Cadillac Fairview Urban Development Inc. this week turned over to Virginia an $18 million expanded interchange on the Capital Beltway at Route 50 in Fairfax -- though the new roadways will not be open to traffic for several months.

The transfer took place at ceremonies in which Cadillac Fairview also released details on the development of its 220-acre Fairview Park office and retail project at the site.

When completed in approximately 10 years, the development will contain 19 buildings, including a 450-room Marriott Hotel that Cadillac Fairview officials said will be "the flagship" of the Marriott chain in the Washington suburbs.

Developers said the new interchange will funnel traffic across Route 50 on a new bridge that is part of a new road to be known as Fairview Park Drive. The system will provide direct access from the Beltway into and out of Fairview Park and is expected to help alleviate traffic jams along the Route 50 corridor near Gallows Road near Merrifield.

The $18 million in road money spent by developers is part of more than $25 million in road improvements promised to Fairfax in exchange for rezoning the land involved from residential to commercial-office-park status, according to attorneys representing Cadillac Fairview.

The 4 million-square-foot development, which will include office, hotel and retail space, is being built in two parts inside and along the Beltway on the northeast and southeast sides of Route 50.

The new interchange will not be open for several months and cannot be accepted into Virginia's state highway system until all parts of the road network in the interchange area meet highway department standards, transportation officials said.

The first tenant in the development will be Computer Sciences Corp. , a California-based high technology company. CSC is a partner with Cadillac Fairview in a joint venture to construct five buildings expected to cost a total of $90 million.

Construction is under way on the first of the five, according to William R. Hoover, president of CSC. The new CSC facility will employ 2,500 people, many of whom already are working for the company in the Washington area.

Hoover predicted that number will jump to more than 5,000 employes "within the next five years."

"CSC is the largest independent supplier of computer-based services to the federal government," Hoover said. Although a major part of CSC's business is with the federal government, Hoover said there are no plans to move corporate headquarters from California to Washington.

Hoover said his company last year won a $282 million contract for the development of an integrated communications network for the Treasury Department. In addition, 30 percent of CSC's contracts with the government are defense-related, Hoover said.

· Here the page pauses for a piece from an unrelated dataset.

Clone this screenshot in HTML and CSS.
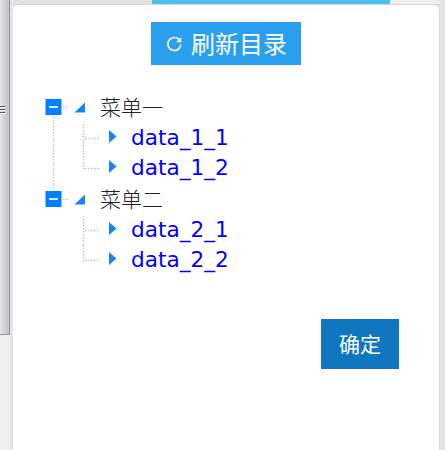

In addition to the CSC building, construction is under way on the centerpiece building of the Fairview Park development. Designed by the architectural firm of WZMH Group Inc., the 14-story, 250,000-square-foot building is in the southeast corner of the Beltway and Route 50.

Fairview Park is a joint venture of Dallas-based Cadillac Fairview Urban Development and Copley Real Estate Advisers, an affiliate of New England Life Insurance Co. Cadillac Fairview Urban Development, itself a subsidiary of a large Canadian firm, is the development partner.

The 19 office buildings planned will contain 3.6 million square feet of space. Another 100,000 square feet of retail space is planned, officials said. The first Cadillac Fairview building and the first CSC building are expected to be finished within the next 18 months.

Cadillac Fairview President Michael Prentiss described the development as a "high-end professional park" that he expects to appeal to banking operations and law firms as well as high technology industries.

Buildings in the giant complex are being planned for what Prentiss called "general-purpose structures built to accommodate most any tenant." Buildings are being designed by several architects rather than one, Cadillac Fairview officials said.

Although the Fairfax County office vacancy rate is hovering near 12 percent, Prentiss said Fairfax is doing quite well compared with other major office markets across the nation.

"The key in real estate today is being close in. Being on the Beltway is a great advantage in leasing," he said.

Developers will keep approximately half of the 220 acres in open, heavily wooded space and will create two lakes of more than 20 acres.

Cadillac Fairview has modified development plans to "include more structured parking, providing more green space" than originally promised, Prentiss said. He said existing trees would provide natural buffers to hide parking garages.

Hoover said that CSC picked the area because it was looking for a place for "major future growth" that provided "easy access to downtown and surrounding suburbs." Hoover said he believes that the area provides the "right environment for hiring the best professionals in the field."